Now, some of those same folks who produced the report want legislators to make it easy for any Texan to do a similar analysis of campaign contributions. Legislators will debate bills this session that would require all state officeholders and candidates, legislators and PACs to submit computer-ready contribution reports by diskette, modem or other means of electronic transfer. They are now required to file only paper reports with the Texas Ethics Commission, which warehouses them in its Austin offices. That makes filings difficult and often expensive to obtain. It also makes it nearly impossible to analyze contribution patterns and trends.

If a mandatory electronic filing bill passes, anyone with a computer and an Internet connection could access all contribution reports at the click of a mouse -- and almost as soon as the commission receives them. Anyone, of course, includes government watchdog groups and the media, which would get a jump-start to run the type of computer-aided analyses that resulted in the "Mort-gaged House" report.

The menace would multiply. It's no wonder some legislators are guilty of overreaching in dreaming up excuses why the bill should die.

The legislator most determined to kill the bill is Representative Debra Danburg, a Houston Democrat with 19 years in office. Danburg has made a career of marketing herself as someone who goes to Austin to fight for the causes of common folks against great odds, as a legislator protecting the abused and the neglected against the will of the influential elite, and as one who favors removing government's shrouds so the public can know what's really going on at their Capitol.

In 1996 she won an award for being a real trooper in backing the advocates of campaign finance reform.
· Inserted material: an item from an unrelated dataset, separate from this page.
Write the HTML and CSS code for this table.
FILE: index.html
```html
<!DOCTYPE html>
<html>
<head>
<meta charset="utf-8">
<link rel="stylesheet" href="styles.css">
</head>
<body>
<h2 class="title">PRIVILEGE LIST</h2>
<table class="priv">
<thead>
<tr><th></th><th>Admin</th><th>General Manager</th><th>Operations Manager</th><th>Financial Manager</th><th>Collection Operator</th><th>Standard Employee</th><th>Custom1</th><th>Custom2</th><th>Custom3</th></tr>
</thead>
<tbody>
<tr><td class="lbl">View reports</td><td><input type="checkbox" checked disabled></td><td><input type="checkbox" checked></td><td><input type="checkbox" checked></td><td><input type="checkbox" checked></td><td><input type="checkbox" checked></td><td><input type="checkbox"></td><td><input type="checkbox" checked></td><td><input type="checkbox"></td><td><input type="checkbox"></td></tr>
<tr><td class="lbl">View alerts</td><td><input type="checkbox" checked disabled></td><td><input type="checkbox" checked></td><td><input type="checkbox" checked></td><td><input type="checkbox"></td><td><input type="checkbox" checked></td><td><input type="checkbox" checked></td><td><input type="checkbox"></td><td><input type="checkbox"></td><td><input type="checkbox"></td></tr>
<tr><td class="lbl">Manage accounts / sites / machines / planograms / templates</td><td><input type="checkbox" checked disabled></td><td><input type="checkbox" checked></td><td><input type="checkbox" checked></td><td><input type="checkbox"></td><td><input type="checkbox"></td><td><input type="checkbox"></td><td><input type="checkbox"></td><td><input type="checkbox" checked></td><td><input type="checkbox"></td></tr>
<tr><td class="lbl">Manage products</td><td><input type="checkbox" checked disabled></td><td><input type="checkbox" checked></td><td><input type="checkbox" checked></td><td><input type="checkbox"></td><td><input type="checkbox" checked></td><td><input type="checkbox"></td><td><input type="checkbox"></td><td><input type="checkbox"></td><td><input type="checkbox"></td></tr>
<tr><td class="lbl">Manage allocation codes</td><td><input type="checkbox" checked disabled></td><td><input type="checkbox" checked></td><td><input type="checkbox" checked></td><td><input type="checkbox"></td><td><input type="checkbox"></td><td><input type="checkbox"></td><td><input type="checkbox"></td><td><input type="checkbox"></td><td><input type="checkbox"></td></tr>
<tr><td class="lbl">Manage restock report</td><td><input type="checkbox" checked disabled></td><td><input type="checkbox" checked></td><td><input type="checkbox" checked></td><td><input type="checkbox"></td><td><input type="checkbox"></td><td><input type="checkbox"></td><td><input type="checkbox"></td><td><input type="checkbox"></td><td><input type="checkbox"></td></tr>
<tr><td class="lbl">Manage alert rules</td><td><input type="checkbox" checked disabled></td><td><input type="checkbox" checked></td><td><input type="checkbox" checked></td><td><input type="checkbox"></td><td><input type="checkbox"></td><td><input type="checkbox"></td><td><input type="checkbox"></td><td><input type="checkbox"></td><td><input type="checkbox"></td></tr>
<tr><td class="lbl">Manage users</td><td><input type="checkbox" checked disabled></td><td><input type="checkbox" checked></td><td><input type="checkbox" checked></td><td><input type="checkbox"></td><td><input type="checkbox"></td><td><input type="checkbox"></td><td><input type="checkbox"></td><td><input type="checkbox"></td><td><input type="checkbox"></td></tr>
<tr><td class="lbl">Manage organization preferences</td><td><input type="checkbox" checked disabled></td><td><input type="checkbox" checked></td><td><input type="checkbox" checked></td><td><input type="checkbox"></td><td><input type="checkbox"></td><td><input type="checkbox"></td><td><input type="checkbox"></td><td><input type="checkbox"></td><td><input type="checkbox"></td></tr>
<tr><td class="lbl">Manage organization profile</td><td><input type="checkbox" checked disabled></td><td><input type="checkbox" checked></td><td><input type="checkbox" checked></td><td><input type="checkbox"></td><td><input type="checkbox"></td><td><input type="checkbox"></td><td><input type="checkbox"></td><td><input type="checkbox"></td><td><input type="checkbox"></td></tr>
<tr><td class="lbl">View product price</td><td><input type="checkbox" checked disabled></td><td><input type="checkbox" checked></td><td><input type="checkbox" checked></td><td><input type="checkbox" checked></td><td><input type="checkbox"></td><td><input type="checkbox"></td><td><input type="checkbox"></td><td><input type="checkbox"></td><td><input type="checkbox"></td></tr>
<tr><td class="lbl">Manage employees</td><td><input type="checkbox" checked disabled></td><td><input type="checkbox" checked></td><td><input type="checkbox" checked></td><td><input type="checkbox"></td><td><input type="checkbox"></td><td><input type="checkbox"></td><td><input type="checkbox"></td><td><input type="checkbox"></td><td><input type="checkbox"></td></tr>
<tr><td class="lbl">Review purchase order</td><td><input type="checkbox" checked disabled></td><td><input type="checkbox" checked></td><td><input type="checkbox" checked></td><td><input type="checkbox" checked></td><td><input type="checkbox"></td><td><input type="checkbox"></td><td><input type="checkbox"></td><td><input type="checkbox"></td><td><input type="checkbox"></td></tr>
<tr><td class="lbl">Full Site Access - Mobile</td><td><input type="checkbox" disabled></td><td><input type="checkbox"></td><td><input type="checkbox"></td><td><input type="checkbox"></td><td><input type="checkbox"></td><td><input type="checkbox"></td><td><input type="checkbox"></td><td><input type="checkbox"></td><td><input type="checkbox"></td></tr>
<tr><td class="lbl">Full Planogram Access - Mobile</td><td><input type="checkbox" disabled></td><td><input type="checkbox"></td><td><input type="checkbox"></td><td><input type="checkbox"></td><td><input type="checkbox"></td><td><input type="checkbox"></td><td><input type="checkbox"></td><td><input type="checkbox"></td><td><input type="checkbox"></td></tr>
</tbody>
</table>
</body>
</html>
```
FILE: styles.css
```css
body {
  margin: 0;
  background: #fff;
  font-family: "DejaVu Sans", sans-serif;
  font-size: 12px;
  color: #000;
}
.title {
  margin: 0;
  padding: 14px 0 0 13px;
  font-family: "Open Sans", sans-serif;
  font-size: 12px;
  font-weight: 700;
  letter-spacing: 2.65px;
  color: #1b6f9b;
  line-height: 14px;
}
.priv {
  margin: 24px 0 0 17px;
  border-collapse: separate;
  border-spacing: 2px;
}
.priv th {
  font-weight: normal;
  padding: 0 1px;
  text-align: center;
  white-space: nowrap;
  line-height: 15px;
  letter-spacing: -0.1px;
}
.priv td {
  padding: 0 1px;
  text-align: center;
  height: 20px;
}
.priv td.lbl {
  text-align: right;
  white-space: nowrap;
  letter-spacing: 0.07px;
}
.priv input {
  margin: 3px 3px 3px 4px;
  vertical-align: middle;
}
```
But today, as chairwoman of the House Elections Committee, Danburg vows to use her influence to submarine the mandatory electronic filing bill that 90advocates view as the cornerstone of any meaningful reform.

Danburg's transformation from ally to turncoat is all the more puzzling because she also is sponsoring bills to require candidates to disclose more information on their campaign-finance reports, such as the occupation and employer of particularly large donors. At least one consumer advocate is scratching his abundantly bald head.

"She is one of the people we generally rely on the most to do the right things in the House," says Tom Smith. He is Texas director of Public Citizen, a consumer group founded by Ralph Nader and one of the groups behind "Mortgaged House." (The other organizations are Texans for Public Justice and the U.S. Public Interest Research Group.) Smith is so familiar to legislators that even those who consider him a burr under their backsides address him by his nickname, "Smitty."